-- Start PROVIDED DATA --

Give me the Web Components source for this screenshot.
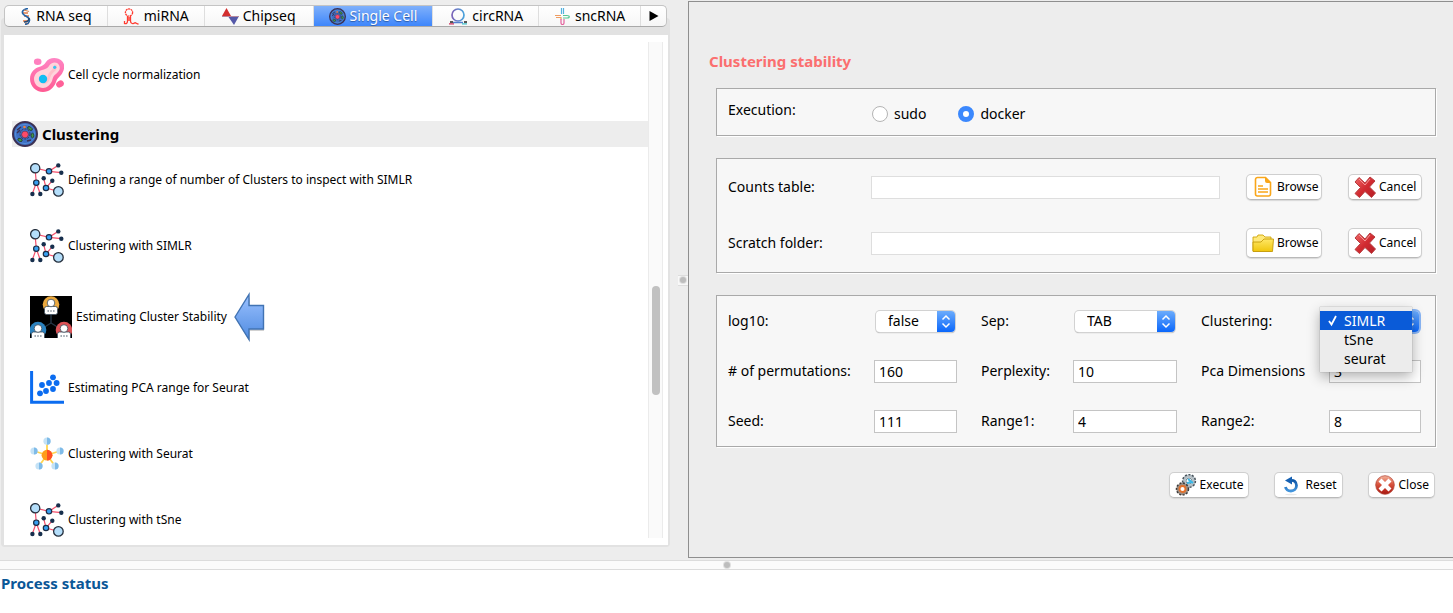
<!DOCTYPE html>
<html lang="en">
<head>
<meta charset="utf-8">
<title>Clustering stability</title>
<style>
  html, body { margin: 0; height: 100%; }
  body { font-family: "Noto Sans", sans-serif; font-size: 14px; line-height: 18px; color: #000; background: #ededed; }
</style>
</head>
<body>
<rna-app></rna-app>

<script>
const ICONS = {
  dna: ['0 0 10 17', `<g fill="none" stroke-width="1.600"><path d="M2 5h5M3 8h5M2 13h5M4 15.500h4" stroke="#e07a45" stroke-width="1.300"/><path d="M7 .5C2 1 0 4 2.500 6.500S9 9 8.500 12.500 6 16 4 16.500" stroke="#2464a8"/><path d="M3 2l5 1.500" stroke="#d9885a" stroke-width="1.200"/><path d="M8 10c0 3-2 4-5 4" stroke="#27486e"/></g>`],
  hairpin: ['0 0 16 17', `<g fill="none" stroke="#ff3b30" stroke-width="1.300"><circle cx="5.500" cy="4.500" r="3.600" stroke-dasharray="2 .6"/><path d="M4 8v5c0 2-1 3-3 2.500M7 8v5c0 3 3 3 4 2s2 1 4 1M4 10h3M4 12h3M1 13v3"/></g>`],
  peaks: ['0 0 17 17', `<path d="M0 8L4.500 0 9 8z" fill="#d32f2f"/><path d="M6.500 9h10L12 17z" fill="#5458a8"/><path d="M0 8.500h17" stroke="#b58aa0" stroke-width="1"/>`],
  cell: ['0 0 26 26', `<circle cx="13" cy="13" r="12" fill="#3d70c4" stroke="#3c3153" stroke-width="2"/><circle cx="13" cy="13" r="9.600" fill="none" stroke="#5a94dd" stroke-width=".8"/><circle cx="13" cy="13" r="5" fill="none" stroke="#3c3153" stroke-width="1" stroke-dasharray="2 1.200"/><circle cx="13" cy="13.500" r="3.400" fill="#ff4a68" stroke="#3c3153" stroke-width=".6"/><g fill="#3f9a45" stroke="#28382e" stroke-width=".8"><ellipse cx="18" cy="7.500" rx="2.600" ry="1.500" transform="rotate(35 18 7.500)"/><ellipse cx="20.500" cy="14.500" rx="1.400" ry="2.300"/><ellipse cx="8" cy="19" rx="2.300" ry="1.500" transform="rotate(25 8 19)"/></g><circle cx="12.500" cy="6" r="1.300" fill="#f0803c"/><path d="M5 9l4-3M5 12l3-3M15 20l4-1" stroke="#3c3153" stroke-width="1.500"/>`],
  ring: ['0 0 20 17', `<defs><linearGradient id="a"><stop stop-color="#7b62b8"/><stop offset="1" stop-color="#4aa3dc"/></linearGradient></defs><circle cx="10" cy="7" r="6" fill="none" stroke="url(#a)" stroke-width="1.700"/><path d="M1 15.800h5" stroke="#d12d5a" stroke-width="1.300"/><path d="M5 14.500h10" stroke="#5480cf" stroke-width="1.300"/><path d="M14 15.800h5" stroke="#3ec1c9" stroke-width="1.300"/><path d="M2 14h3M16 14h3" stroke="#222" stroke-width="1.400"/>`],
  cross4: ['0 0 15 17', `<g fill="none" stroke-width="1.200"><path d="M6.500 0v6M8.500 0v6" stroke="#55b2e0"/><path d="M0 7.500h6M1 9.500h5v2" stroke="#ee9c62"/><path d="M8 7.500h4c3 0 3 2.500 0 2.500H8" stroke="#56c794"/><path d="M6 11v4c0 2 3 2 3 0v-4" stroke="#e4609c"/></g>`],
  cycle: ['0 0 34 34', `<defs><linearGradient id="b" x2="0" y2="1"><stop stop-color="#ff85c4"/><stop offset="1" stop-color="#ff5a92"/></linearGradient></defs><path d="M16 4C19-1 28-1 32 3s2 10-1 14c-3 3-4 4-5 7-2 6-7 10-13 10C6 34 0 28 0 21S5 10 9 9c3-1 5-2 7-5z" fill="url(#b)"/><path d="M19 8c2-4 8-5 10-1s0 6-3 9c-3 2-3 4-4 7-2 4-5 7-9 7-5 0-9-4-9-9s4-8 8-9c3-1 5-1 7-4z" fill="#ffd5dc"/><path d="M24 7c3-1 4 2 2 5-2 2-5 4-6 8s-3 6-7 6c3-2 4-5 5-9s6-5 6-10z" fill="#ffc0ca"/><circle cx="13" cy="21" r="4.200" fill="#12bdf2"/><circle cx="24.700" cy="9.300" r="1.600" fill="#35c3f3"/><ellipse cx="7.700" cy="3.700" rx="3.800" ry="3.200" fill="#ff80bf"/><ellipse cx="30" cy="26" rx="4" ry="3.300" fill="#ff6098" transform="rotate(-30 30 26)"/>`],
  network: ['0 0 34 34', `<path d="M5 5l14 3.300 9.300-6M19 8.300l12.300 1.400M5 5l1.300 14.700L2.300 31M6.300 19.700l4 11.300M13.700 15.300L16 25l6.300-7.300M16 25l12.300 3.300" fill="none" stroke="#f4506c" stroke-width="1.200"/><g fill="#b4defa" stroke="#252f3d" stroke-width="1.300"><circle cx="5.200" cy="5.200" r="4.600"/><circle cx="28.400" cy="28.400" r="4.800"/></g><g fill="#3aa0f0" stroke="#1c2c44" stroke-width="1.200"><circle cx="19" cy="8.300" r="2.700"/><circle cx="6.300" cy="19.700" r="2.700"/><circle cx="16" cy="25" r="2.700"/></g><g fill="#172f4d"><circle cx="28.300" cy="2.400" r="2.200"/><circle cx="31.300" cy="9.700" r="2.200"/><circle cx="2.400" cy="31" r="2.200"/><circle cx="10.300" cy="31" r="2.200"/><circle cx="13.700" cy="15.300" r="2.200"/><circle cx="22.300" cy="17.700" r="2.200"/></g>`],
  people: ['0 0 42 42', `<path d="M0 0h42v42H0z" fill="#000"/><path d="M21 18v9M21 27l-8 5M21 27l8 5" stroke="#243645" stroke-width="1.400"/><circle cx="21" cy="8.500" r="8.300" fill="#eba93f"/><circle cx="8" cy="34" r="8.300" fill="#2b83c0"/><circle cx="34" cy="34" r="8.300" fill="#dc5357"/><g fill="#fff" stroke="#3c4c5c" stroke-width=".8"><rect x="14.500" y="10.500" width="13" height="8" rx="2"/><rect x="1.500" y="36" width="13" height="8" rx="2"/><rect x="27.500" y="36" width="13" height="8" rx="2"/><circle cx="21" cy="7" r="3.800"/><circle cx="8" cy="32.500" r="3.800"/><circle cx="34" cy="32.500" r="3.800"/></g><g stroke="#76828e" stroke-width="1.400" stroke-dasharray="1.400 1.400"><path d="M17.500 15h8M4.500 40h8M30.500 40h8"/></g>`],
  scatter: ['0 0 34 34', `<path d="M1.600 0v31.200H34" fill="none" stroke="#0b6cf0" stroke-width="3"/><g fill="#0b6cf0"><circle cx="10" cy="22.300" r="2.900"/><circle cx="16" cy="20" r="2.900"/><circle cx="23" cy="18" r="2.900"/><circle cx="12" cy="14" r="2.900"/><circle cx="19" cy="12" r="2.900"/><circle cx="26.600" cy="12" r="2.900"/><circle cx="23" cy="6.300" r="2.900"/></g>`],
  star: ['0 0 34 34', `<path d="M17 18V5M17 18L4 14M17 18l13-4M17 18L9 29M17 18l8 11" stroke="#ffd54f" stroke-width="1.800"/><g fill="#c4e2f6"><circle cx="17" cy="4.200" r="3.600"/><circle cx="4" cy="14" r="3.600"/><circle cx="30" cy="14" r="3.600"/><circle cx="9" cy="29" r="3.600"/><circle cx="25" cy="29" r="3.600"/></g><path d="M17 .6a3.600 3.600 0 010 7.200zM4 10.400a3.600 3.600 0 010 7.200zM30 10.400a3.600 3.600 0 010 7.200zM9 25.400a3.600 3.600 0 010 7.200zM25 25.400a3.600 3.600 0 010 7.200z" fill="#7fbbe8"/><circle cx="17" cy="18.200" r="5.400" fill="#ff9d1b"/><path d="M17 12.800a5.400 5.400 0 010 10.800z" fill="#ff5023"/>`],
  arrow: ['0 0 32 50', `<defs><linearGradient id="c" x2="0" y2="1"><stop stop-color="#9bc1ff"/><stop offset="1" stop-color="#4f8be0"/></linearGradient></defs><path d="M2 27L16 5v11h14v23H16v11z" fill="#000" opacity=".18"/><path d="M1 25L15 2.500V13.500H29.500V37H15V47.500z" fill="url(#c)" stroke="#4173b3" stroke-width="1.400"/>`],
  doc: ['0 0 22 22', `<path d="M5.500 1.500h8l5 5v11.500a2 2 0 01-2 2H5.500a2 2 0 01-2-2V3.500a2 2 0 012-2z" fill="#fff" stroke="#f9a61a" stroke-width="1.600"/><path d="M13 1l6 6h-4a2 2 0 01-2-2z" fill="#f9a61a"/><path d="M6 10h5M6 13h10M6 16h10" stroke="#f9a61a" stroke-width="1.300"/>`],
  folder: ['0 0 22 22', `<defs><linearGradient id="d" x2="0" y2="1"><stop stop-color="#ffe766"/><stop offset="1" stop-color="#f0c60c"/></linearGradient></defs><path d="M1 19V5h4l1-2h5l2 2h6v14z" fill="#ffe97a" stroke="#cfa50b" stroke-width=".9"/><path d="M1 19.500V10h8l3-3h9.500l-1 12.500z" fill="url(#d)" stroke="#c49a08" stroke-width=".9"/>`],
  cancel: ['0 0 22 22', `<defs><linearGradient id="e" x2="1" y2="1"><stop stop-color="#f06a6a"/><stop offset=".5" stop-color="#d22c32"/><stop offset="1" stop-color="#b51d24"/></linearGradient></defs><path d="M5 1.500l6 5.500 5-6 5 4-5.500 6 6 6-4 4.500-6.500-6-5.500 6L1 17.500l5.500-6L1 6z" fill="url(#e)" stroke="#b63b3e" stroke-width="1" stroke-linejoin="round"/><path d="M5 3l6 6 5-6" fill="none" stroke="#f7a0a0" stroke-width=".9"/>`],
  gears: ['0 0 22 22', `<g fill="none"><circle cx="14" cy="7" r="5" stroke="#b3bec5" stroke-width="3.200"/><circle cx="14" cy="7" r="6.400" stroke="#47525a" stroke-width="1.500" stroke-dasharray="2 1.600"/><circle cx="14" cy="7" r="3" stroke="#65737c" stroke-width=".8"/><path d="M12 9l5-1M13 5l5 4" stroke="#39b8e8" stroke-width="2"/><circle cx="7.500" cy="15" r="4.600" stroke="#9c8e84" stroke-width="3"/><circle cx="7.500" cy="15" r="6" stroke="#3a3a3a" stroke-width="1.500" stroke-dasharray="2 1.500"/><circle cx="7.500" cy="15" r="3" stroke="#e3702a" stroke-width="1.900"/></g>`],
  reset: ['0 0 22 22', `<defs><linearGradient id="f" x2="0" y2="1"><stop stop-color="#0e57a8"/><stop offset="1" stop-color="#4294dc"/></linearGradient></defs><ellipse cx="11" cy="20.500" rx="6" ry=".8" fill="#e9e9e9"/><path d="M10 6.500c4-.8 6.500 1.500 6.500 5s-2.500 5.500-5.500 5.500-5-1.500-5.500-4" fill="none" stroke="url(#f)" stroke-width="2.800"/><path d="M12 2.500v8L5 6.500z" fill="#1560b2"/>`],
  close: ['0 0 22 22', `<defs><linearGradient id="g" x2="0" y2="1"><stop stop-color="#f5b59c"/><stop offset=".45" stop-color="#d9553f"/><stop offset="1" stop-color="#a8150f"/></linearGradient></defs><circle cx="11" cy="11" r="9.300" fill="url(#g)" stroke="#b5493a" stroke-width=".8"/><path d="M7.500 4.500l3.500 3.500 3.500-3.500 3 3L14 11l3.500 3.500-3 3L11 14l-3.500 3.500-3-3L8 11 4.500 7.500z" fill="#fff"/>`],
  play: ['0 0 10 10', `<path d="M.5 0L9.500 5 .5 10z" fill="#000"/>`],
  updown: ['0 0 18 21', `<path d="M5.500 8.500L9 5l3.500 3.500M5.500 12.500L9 16l3.500-3.500" fill="none" stroke="#fff" stroke-width="1.500"/>`]
};

const define = (name, html, setup) => {
  const template = document.createElement('template');
  template.innerHTML = html;
  customElements.define(name, class extends HTMLElement {
    constructor() {
      super();
      this.attachShadow({ mode: 'open' }).append(template.content.cloneNode(true));
    }
    connectedCallback() {
      if (setup && !this.ready) { this.ready = true; setup(this, this.shadowRoot); }
    }
  });
};

define('ui-icon', `
  <style>
    :host { display: block; flex: none; width: var(--w, 22px); height: var(--h, 22px); }
    svg { display: block; width: 100%; height: 100%; }
  </style>`, (host, root) => {
  const [box, art] = ICONS[host.getAttribute('name')];
  root.innerHTML += `<svg viewBox="${box}" aria-hidden="true">${art}</svg>`;
});

define('tab-item', `
  <style>
    :host { display: flex; min-width: 0; border-right: 1px solid #dedede; }
    :host(:last-of-type) { border-right: 0; }
    button { flex: 1; display: flex; align-items: center; justify-content: center; gap: 4px; min-width: 0; padding: 0; border: 0; background: transparent; font: inherit; color: #000; white-space: nowrap; }
    :host([selected]) button { background: linear-gradient(#7fb0fb, #3e86fb); color: #fff; text-shadow: 0 1px 1px #2b5aa8; }
  </style>
  <button type="button" role="tab"><slot name="icon"></slot><slot></slot></button>`);

define('tab-bar', `
  <style>
    :host { display: grid; grid-template-columns: 103fr 97fr 109fr 120fr 106fr 102fr 25fr; height: 20px; border: 1px solid #c4c4c4; border-bottom-color: #a9a9a9; border-radius: 5px; background: linear-gradient(#fff, #f6f6f6); overflow: hidden; }
  </style>
  <slot></slot>`);

define('tool-item', `
  <style>
    :host { display: flex; align-items: center; gap: 4px; height: 66px; padding-left: 18px; font-size: 12px; --w: 34px; --h: 34px; }
    :host([large]) { height: 76px; --w: 42px; --h: 42px; }
    a { color: #000; text-decoration: none; white-space: nowrap; }
  </style>
  <slot name="icon"></slot><a href="#"><slot></slot></a><slot name="after"></slot>`);

define('section-title', `
  <style>
    :host { display: flex; align-items: center; gap: 4px; height: 26px; margin-top: 13px; background: #ededed; --w: 26px; --h: 26px; }
    h2 { margin: 0; font-size: 15px; line-height: 20px; font-weight: 700; color: #000; }
  </style>
  <slot name="icon"></slot><h2><slot></slot></h2>`);

define('tool-browser', `
  <style>
    :host { display: flex; flex-direction: column; padding: 18px 8px 13px 1px; }
    .frame { flex: 1; display: flex; flex-direction: column; border: solid #e2e2e2; border-width: 0 2px 2px 3px; border-radius: 4px; background: #e2e2e2; }
    tab-bar { margin: -13px 1px 8px 0; }
    .page { flex: 1; display: flex; padding: 7px 5px 7px 8px; background: #fff; }
    .view { flex: 1; height: 0; min-height: 100%; overflow: hidden; }
    .track { display: grid; grid-template-rows: 244fr 108fr 143fr; width: 13px; border: solid #ebebeb; border-width: 0 1px; background: #fafafa; justify-items: center; }
    .thumb { grid-row: 2; width: 8px; border-radius: 4px; background: #c1c1c1; }
    .small { --w: 17px; --h: 17px; }
  </style>
  <div class="frame">
    <tab-bar role="tablist">
      <tab-item><ui-icon slot="icon" name="dna" style="--w:12px;--h:17px"></ui-icon>RNA seq</tab-item>
      <tab-item><ui-icon slot="icon" name="hairpin" class="small"></ui-icon>miRNA</tab-item>
      <tab-item><ui-icon slot="icon" name="peaks" class="small"></ui-icon>Chipseq</tab-item>
      <tab-item selected><ui-icon slot="icon" name="cell" class="small"></ui-icon>Single Cell</tab-item>
      <tab-item><ui-icon slot="icon" name="ring" style="--w:20px;--h:17px"></ui-icon>circRNA</tab-item>
      <tab-item><ui-icon slot="icon" name="cross4" class="small"></ui-icon>sncRNA</tab-item>
      <tab-item aria-label="More tabs"><ui-icon slot="icon" name="play" style="--w:10px;--h:10px"></ui-icon></tab-item>
    </tab-bar>
    <div class="page">
      <div class="view">
        <tool-item><ui-icon slot="icon" name="cycle"></ui-icon>Cell cycle normalization</tool-item>
        <section-title><ui-icon slot="icon" name="cell"></ui-icon>Clustering</section-title>
        <tool-item><ui-icon slot="icon" name="network"></ui-icon>Defining a range of number of Clusters to inspect with SIMLR</tool-item>
        <tool-item><ui-icon slot="icon" name="network"></ui-icon>Clustering with SIMLR</tool-item>
        <tool-item large><ui-icon slot="icon" name="people"></ui-icon>Estimating Cluster Stability<ui-icon slot="after" name="arrow" style="--w:32px;--h:50px;margin-left:3px"></ui-icon></tool-item>
        <tool-item><ui-icon slot="icon" name="scatter"></ui-icon>Estimating PCA range for Seurat</tool-item>
        <tool-item><ui-icon slot="icon" name="star"></ui-icon>Clustering with Seurat</tool-item>
        <tool-item><ui-icon slot="icon" name="network"></ui-icon>Clustering with tSne</tool-item>
      </div>
      <div class="track"><div class="thumb"></div></div>
    </div>
  </div>`);

define('form-group', `
  <style>
    :host { display: grid; align-items: center; margin: 0 17px 22px 27px; padding: 0 14px 0 11px; border: 1px solid #a9a9a9; background: #f7f7f7; box-shadow: 1px 1px 0 #fff; }
  </style>
  <slot></slot>`);

define('push-button', `
  <style>
    :host { display: flex; min-width: 0; }
    button { flex: 1; display: flex; align-items: center; gap: 3px; height: 26px; padding: 0 5px; border: 1px solid #cfcfcf; border-bottom-color: #b9b9b9; border-radius: 5px; background: #fff; box-shadow: 0 1px 1px #d8d8d8; font: inherit; font-size: 12px; color: #000; white-space: nowrap; }
    :host([fixed]) button { min-width: 0; padding: 0 0 0 5px; }
    :host([tall]) button { height: 30px; }
  </style>
  <button type="button"><slot name="icon"></slot><slot></slot></button>`);

define('radio-option', `
  <style>
    :host { display: block; }
    label { display: flex; align-items: center; gap: 6px; }
    input { appearance: none; box-sizing: border-box; width: 16px; height: 16px; margin: 0; border: 1px solid #b4b4b4; border-radius: 50%; background: #fff; }
    input:checked { border: 5px solid #3b88fd; }
  </style>
  <label><input type="radio"><slot></slot></label>`, (host, root) => {
  root.querySelector('input').checked = host.hasAttribute('checked');
});

define('text-field', `
  <style>
    :host { display: contents; }
    label { white-space: nowrap; }
    input { box-sizing: border-box; width: 100%; min-width: 0; height: 23px; margin: 0; padding: 0 4px; border: 1px solid #c4c4c4; border-radius: 0; background: #fff; font: inherit; color: #000; outline: 0; }
    :host([pale]) input { border-color: #dedede; }
  </style>
  <label for="field"><slot></slot></label><input id="field" type="text">`, (host, root) => {
  root.querySelector('input').value = host.getAttribute('value') || '';
});

define('select-field', `
  <style>
    :host { display: contents; }
    label { white-space: nowrap; }
    .box { position: relative; display: grid; grid-template-columns: 1fr 18px; height: 21px; margin: 0 2px; border-radius: 4px; background: #fff; box-shadow: 0 0 0 1px #d2d2d2, 0 1px 1px #999; }
    select { grid-area: 1 / 1 / 2 / 3; appearance: none; width: 100%; min-width: 0; margin: 0; padding: 0 22px 0 12px; border: 0; background: transparent; font: inherit; color: #000; outline: 0; }
    ui-icon { grid-area: 1 / 2; --w: 18px; --h: 21px; border-radius: 0 4px 4px 0; background: linear-gradient(#6cacfc, #0a67fb); pointer-events: none; }
    :host([open]) .box { box-shadow: 0 0 0 2px #8ab6f5; }
    ul { display: none; }
    :host([open]) ul { display: block; position: absolute; left: -11px; right: 7px; top: -4px; z-index: 2; margin: 0; padding: 4px 0; list-style: none; background: #ececec; box-shadow: 0 0 1px #888, 0 5px 12px rgba(0,0,0,.3); }
    li { display: grid; grid-template-columns: 16px 1fr; padding-left: 8px; line-height: 19px; }
    li.on { background: #0a5bd8; color: #fff; }
    li span { grid-column: 2; }
    li svg { display: none; width: 9px; height: 18px; }
    li.on svg { display: block; }
  </style>
  <label for="field"><slot></slot></label>
  <div class="box"><select id="field"></select><ui-icon name="updown"></ui-icon><ul role="listbox"></ul></div>`, (host, root) => {
  const options = host.getAttribute('options').split(' ');
  root.querySelector('select').innerHTML = options.map(o => `<option>${o}</option>`).join('');
  if (host.hasAttribute('open')) root.querySelector('ul').innerHTML = options.map((o, i) =>
    `<li role="option" class="${i ? '' : 'on'}"><svg viewBox="0 0 9 18"><path d="M1 10l2.500 3.500L8 5" fill="none" stroke="#fff" stroke-width="1.800"/></svg><span>${o}</span></li>`).join('');
});

define('stability-form', `
  <style>
    :host { display: block; box-sizing: border-box; margin: 1px 0 2px; border: solid #8f8f8f; border-width: 1px 0 1px 1px; }
    h1 { margin: 49px 0 17px 20px; font-size: 15px; line-height: 20px; font-weight: 700; color: #fb6f6f; }
    .exec { grid-template-columns: 144px auto auto 1fr; height: 46px; }
    .exec radio-option { padding-top: 4px; margin-right: 32px; }
    .exec span { padding-bottom: 4px; }
    .files { grid-template-columns: 117px 1fr 76px 74px; column-gap: 26px; grid-auto-rows: 56px; padding-right: 13px; padding-bottom: 1px; }
    .params { grid-template-columns: 122px 83fr 68px 104fr 104px 92fr; column-gap: 24px; grid-auto-rows: 50px; }
    footer { display: flex; justify-content: flex-end; gap: 25px; margin: 25px 18px 0; }
  </style>
  <h1>Clustering stability</h1>
  <form-group class="exec" role="radiogroup" aria-label="Execution">
    <span>Execution:</span><radio-option>sudo</radio-option><radio-option checked>docker</radio-option>
  </form-group>
  <form-group class="files">
    <text-field pale>Counts table:</text-field>
    <push-button fixed><ui-icon slot="icon" name="doc"></ui-icon>Browse</push-button>
    <push-button fixed><ui-icon slot="icon" name="cancel"></ui-icon>Cancel</push-button>
    <text-field pale>Scratch folder:</text-field>
    <push-button fixed tall><ui-icon slot="icon" name="folder"></ui-icon>Browse</push-button>
    <push-button fixed tall><ui-icon slot="icon" name="cancel"></ui-icon>Cancel</push-button>
  </form-group>
  <form-group class="params">
    <select-field options="false true">log10:</select-field>
    <select-field options="TAB comma">Sep:</select-field>
    <select-field open options="SIMLR tSne seurat">Clustering:</select-field>
    <text-field value="160"># of permutations:</text-field>
    <text-field value="10">Perplexity:</text-field>
    <text-field value="3">Pca Dimensions</text-field>
    <text-field value="111">Seed:</text-field>
    <text-field value="4">Range1:</text-field>
    <text-field value="8">Range2:</text-field>
  </form-group>
  <footer>
    <push-button><ui-icon slot="icon" name="gears"></ui-icon>Execute</push-button>
    <push-button><ui-icon slot="icon" name="reset"></ui-icon>Reset</push-button>
    <push-button><ui-icon slot="icon" name="close"></ui-icon>Close</push-button>
  </footer>`);

define('split-handle', `
  <style>
    :host { display: flex; align-items: center; justify-content: center; }
    :host([across]) { border: solid #dcdcdc; border-width: 1px 0; background: #fbfbfb; height: 8px; }
    span { display: flex; align-items: center; justify-content: center; }
    i { width: 6px; height: 6px; border-radius: 50%; background: #bdbdbd; box-shadow: 0 0 0 1px #e0e0e0; }
    :host(:not([across])) span { width: 10px; height: 9px; background: #f8f8f8; border: solid #ddd; border-width: 1px 0; }
  </style>
  <span><i></i></span>`);

define('rna-app', `
  <style>
    :host { display: flex; flex-direction: column; min-height: 100vh; background: #ededed; }
    main { flex: 1; display: grid; grid-template-columns: 678fr 10px 765fr; }
    footer { min-height: 43px; background: #fff; }
    h2 { margin: 0; padding: 3px 1px; font-size: 15px; line-height: 20px; font-weight: 700; color: #0a5797; }
  </style>
  <main>
    <tool-browser></tool-browser>
    <split-handle></split-handle>
    <stability-form></stability-form>
  </main>
  <split-handle across></split-handle>
  <footer><h2>Process status</h2></footer>`);
</script>
</body>
</html>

-- End PROVIDED DATA --

◆ PROBLEM TO SOLVE
Begin at the top of the material above and output each line exactly, stopping after the line that holds "<rna-app></rna-app>". Leave out pictures.

◆ RESULT
Give me the Web Components source for this screenshot.
<!DOCTYPE html>
<html lang="en">
<head>
<meta charset="utf-8">
<title>Clustering stability</title>
<style>
  html, body { margin: 0; height: 100%; }
  body { font-family: "Noto Sans", sans-serif; font-size: 14px; line-height: 18px; color: #000; background: #ededed; }
</style>
</head>
<body>
<rna-app></rna-app>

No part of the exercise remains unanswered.